Et la Cour va jusqu’au bout d’une justice ce jour-là inspirée. Non seulement en effet, elle condamne le négociant de Saumur qui doit cesser de plastronner pour reprendre le profil lamentable et à dessein culpabilisant du bouc-émissaire, mais elle l’oblige à payer la réclame de sa honte :
"La Cour ordonne la publication du présent arrêt, savoir : au nombre de cent affiches en totalité à Saumur, à Angers, à Paris, dans le département de la Marne, et de l’étranger, aux frais de L... et, sauf au Syndicat à répartir ce nombre d’affiches dans les diverses localités, comme il avisera et au nombre de vingt-cinq insertions, également aux frais de L... et dans tels journaux des villes et départements sus désignés et de l’étranger, que choisira le Syndicat."

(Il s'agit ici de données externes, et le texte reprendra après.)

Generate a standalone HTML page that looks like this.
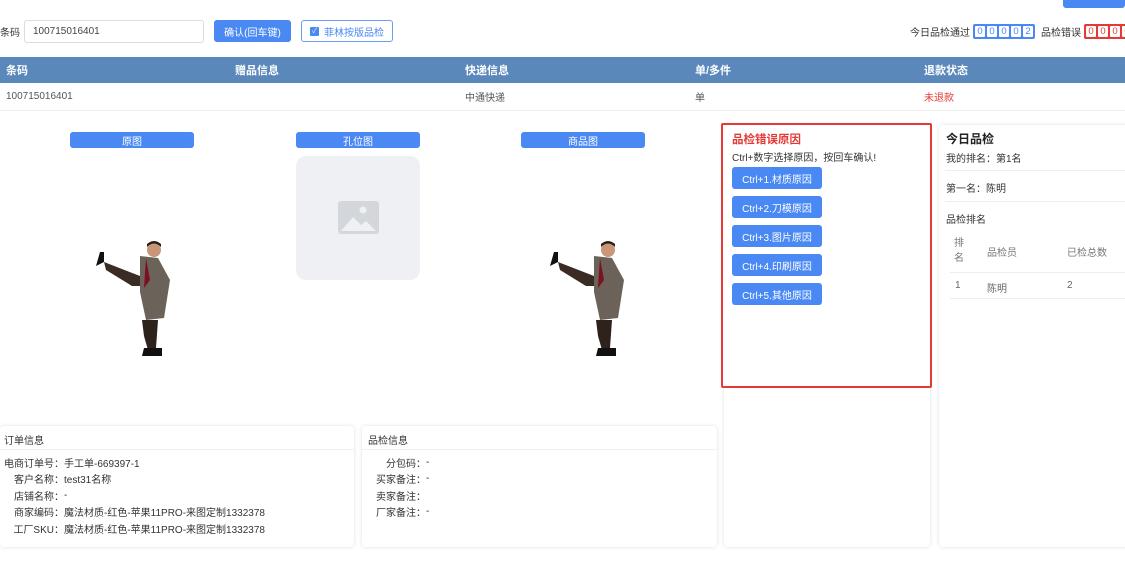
<!DOCTYPE html>
<html><head><meta charset="utf-8"><style>
*{box-sizing:border-box;margin:0;padding:0}
body{width:1125px;height:585px;overflow:hidden;background:#fff;font-family:"Liberation Sans","Noto Sans CJK SC",sans-serif;font-size:10px;color:#333;position:relative}
.a{position:absolute;white-space:nowrap}
.btn{position:absolute;background:#4a89f3;color:#fff;border-radius:3px;font-size:10px;display:flex;align-items:center;justify-content:center;white-space:nowrap}
.card{position:absolute;background:#fff;border-radius:4px;box-shadow:0 0 4px rgba(0,0,0,.12)}
.dg{position:absolute;display:flex;gap:2px;padding:2px;border-radius:2px;height:15px}
.dg span{width:10px;height:11px;background:#fff;display:flex;align-items:center;justify-content:center;font-size:9.5px;border-radius:1px}
.th{position:absolute;top:57px;height:26px;display:flex;align-items:center;color:#fff;font-weight:bold;font-size:11px}
.td{position:absolute;top:83px;height:27px;display:flex;align-items:center;font-size:10px;color:#555}
.lbl{text-align:right;display:inline-block;width:60px}
.rows div{height:16.5px;display:flex;align-items:center;white-space:nowrap}
</style></head><body>
<div class="btn" style="left:1063px;top:-8px;width:62px;height:16px"></div>
<div class="a" style="left:0;top:20px;height:23px;display:flex;align-items:center">条码</div>
<div class="a" style="left:24px;top:20px;width:180px;height:23px;border:1px solid #ddd;border-radius:3px;padding-left:8px;display:flex;align-items:center;color:#444">100715016401</div>
<div class="btn" style="left:214px;top:20px;width:77px;height:22px">确认(回车键)</div>
<div class="a" style="left:301px;top:20px;width:92px;height:22px;border:1px solid #6a9ef5;border-radius:3px;color:#4a89f3;display:flex;align-items:center;padding-left:8px"><span style="display:inline-flex;align-items:center;justify-content:center;width:9px;height:9px;background:#4a89f3;color:#fff;font-size:7px;border-radius:1px;margin-right:5px">✓</span>菲林按版品检</div>
<div class="a" style="left:910px;top:24px;height:15px;display:flex;align-items:center">今日品检通过</div>
<div class="dg" style="left:973px;top:24px;background:#4a89f3;color:#4a89f3"><span>0</span><span>0</span><span>0</span><span>0</span><span>2</span></div>
<div class="a" style="left:1041px;top:24px;height:15px;display:flex;align-items:center">品检错误</div>
<div class="dg" style="left:1084px;top:24px;background:#e53935;color:#e53935"><span>0</span><span>0</span><span>0</span><span>0</span></div>
<div class="a" style="left:0;top:57px;width:1125px;height:26px;background:#5b88bb"></div>
<div class="th" style="left:6px">条码</div><div class="th" style="left:235px">赠品信息</div><div class="th" style="left:465px">快递信息</div><div class="th" style="left:695px">单/多件</div><div class="th" style="left:924px">退款状态</div>
<div class="a" style="left:0;top:110px;width:1125px;height:1px;background:#eee"></div>
<div class="td" style="left:6px">100715016401</div><div class="td" style="left:465px">中通快递</div><div class="td" style="left:695px">单</div><div class="td" style="left:924px;color:#e53935">未退款</div>

<div class="btn" style="left:70px;top:132px;width:124px;height:16px">原图</div>
<div class="btn" style="left:296px;top:132px;width:124px;height:16px">孔位图</div>
<div class="btn" style="left:521px;top:132px;width:124px;height:16px">商品图</div>
<div class="a" style="left:296px;top:156px;width:124px;height:124px;background:#eef0f3;border-radius:10px"></div>
<svg class="a" style="left:338px;top:201px" width="41" height="33" viewBox="0 0 41 33"><rect width="41" height="33" rx="3" fill="#d3d6db"/><circle cx="25" cy="9" r="3.5" fill="#eef0f3"/><path d="M3 30 L15 16 L23 24 L28 20 L38 30 Z" fill="#eef0f3"/></svg>

<svg class="a" style="left:92px;top:240px" width="82" height="118" viewBox="0 0 82 118">
<path d="M4 26 L8 12 L12 12 L12 22 Z" fill="#111"/>
<path d="M12 22 L48 36 L52 46 L40 46 L14 30 Z" fill="#3a2c24"/>
<path d="M48 16 L66 18 L78 40 L72 78 L54 80 L48 52 Z" fill="#6b635a"/>
<path d="M54 18 L58 40 L52 48 Z" fill="#7a1020"/>
<circle cx="62" cy="10" r="7" fill="#c9967a"/><path d="M55 7 Q62 0 69 7 L69 4 Q62 -2 55 4 Z" fill="#2a1e18"/>
<path d="M50 80 L66 80 L64 108 L56 110 L52 96 Z" fill="#2d221c"/>
<path d="M52 108 L70 108 L70 116 L50 116 Z" fill="#111"/>
</svg>
<svg class="a" style="left:546px;top:240px" width="82" height="118" viewBox="0 0 82 118">
<path d="M4 26 L8 12 L12 12 L12 22 Z" fill="#111"/>
<path d="M12 22 L48 36 L52 46 L40 46 L14 30 Z" fill="#3a2c24"/>
<path d="M48 16 L66 18 L78 40 L72 78 L54 80 L48 52 Z" fill="#6b635a"/>
<path d="M54 18 L58 40 L52 48 Z" fill="#7a1020"/>
<circle cx="62" cy="10" r="7" fill="#c9967a"/><path d="M55 7 Q62 0 69 7 L69 4 Q62 -2 55 4 Z" fill="#2a1e18"/>
<path d="M50 80 L66 80 L64 108 L56 110 L52 96 Z" fill="#2d221c"/>
<path d="M52 108 L70 108 L70 116 L50 116 Z" fill="#111"/>
</svg>

<div class="card" style="left:724px;top:125px;width:206px;height:422px"></div>
<div class="a" style="left:721px;top:123px;width:211px;height:265px;border:2px solid #e53935;border-radius:2px;background:#fff"></div>
<div class="a" style="left:732px;top:131px;color:#e53935;font-weight:bold;font-size:11.5px">品检错误原因</div>
<div class="a" style="left:732px;top:149px;font-size:10px;color:#333">Ctrl+数字选择原因，按回车确认!</div>
<div class="btn" style="left:732px;top:167px;width:90px;height:22px">Ctrl+1.材质原因</div>
<div class="btn" style="left:732px;top:196px;width:90px;height:22px">Ctrl+2.刀模原因</div>
<div class="btn" style="left:732px;top:225px;width:90px;height:22px">Ctrl+3.图片原因</div>
<div class="btn" style="left:732px;top:254px;width:90px;height:22px">Ctrl+4.印刷原因</div>
<div class="btn" style="left:732px;top:283px;width:90px;height:22px">Ctrl+5.其他原因</div>

<div class="card" style="left:939px;top:125px;width:200px;height:422px"></div>
<div class="a" style="left:946px;top:130px;font-weight:bold;font-size:12px;color:#222">今日品检</div>
<div class="a" style="left:946px;top:150px">我的排名：第1名</div>
<div class="a" style="left:945px;top:170px;width:180px;height:1px;background:#eee"></div>
<div class="a" style="left:946px;top:180px">第一名：陈明</div>
<div class="a" style="left:945px;top:201px;width:180px;height:1px;background:#eee"></div>
<div class="a" style="left:946px;top:211px">品检排名</div>
<div class="a" style="left:954px;top:236px;color:#777;line-height:15px">排<br>名</div>
<div class="a" style="left:987px;top:244px;color:#777">品检员</div>
<div class="a" style="left:1067px;top:244px;color:#777">已检总数</div>
<div class="a" style="left:950px;top:272px;width:175px;height:1px;background:#eee"></div>
<div class="a" style="left:955px;top:280px;color:#666">1</div>
<div class="a" style="left:987px;top:280px;color:#666">陈明</div>
<div class="a" style="left:1067px;top:280px;color:#666">2</div>
<div class="a" style="left:950px;top:298px;width:175px;height:1px;background:#eee"></div>

<div class="card" style="left:0;top:426px;width:354px;height:121px"></div>
<div class="a" style="left:4px;top:432px">订单信息</div>
<div class="a" style="left:0;top:449px;width:354px;height:1px;background:#f0f0f0"></div>
<div class="a rows" style="left:4px;top:454px;color:#333">
<div><span class="lbl">电商订单号：</span>手工单-669397-1</div>
<div><span class="lbl">客户名称：</span>test31名称</div>
<div><span class="lbl">店铺名称：</span>-</div>
<div><span class="lbl">商家编码：</span>魔法材质-红色-苹果11PRO-来图定制1332378</div>
<div><span class="lbl">工厂SKU：</span>魔法材质-红色-苹果11PRO-来图定制1332378</div>
</div>
<div class="card" style="left:362px;top:426px;width:355px;height:121px"></div>
<div class="a" style="left:368px;top:432px">品检信息</div>
<div class="a" style="left:362px;top:449px;width:355px;height:1px;background:#f0f0f0"></div>
<div class="a rows" style="left:366px;top:454px;color:#333">
<div><span class="lbl">分包码：</span>-</div>
<div><span class="lbl">买家备注：</span>-</div>
<div><span class="lbl">卖家备注：</span></div>
<div><span class="lbl">厂家备注：</span>-</div>
</div>
</body></html>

Cette décision raide ne ménage pas "les frais de L..." et elle inclut "l’étranger", c’est-à-dire le monde entier, dans une véritable croisade d’assainissement du marché des vins pétillants. De façon magistrale, elle place très haut la morale négociante sans cesse menacée de corruption par l’argent, à l’image d’une terre trop basse constamment inondée. L’arrêt est un triomphe pour les Maisons affiliées au Syndicat de Grandes Marques dont au passage il consacre la recevabilité à défendre noblement en justice les intérêts du métier champenois. On devine que les cavistes d’Épernay, de Reims et de Châlons-sur-Marne ont, en cette fin de juillet 1887, enregistré plus de sorties de bouteilles que d’habitude, et que les détonations ou les soupirs des goulots dorés ont dû saluer l’arrêt inespéré qui sauvait le Champagne, tout simplement.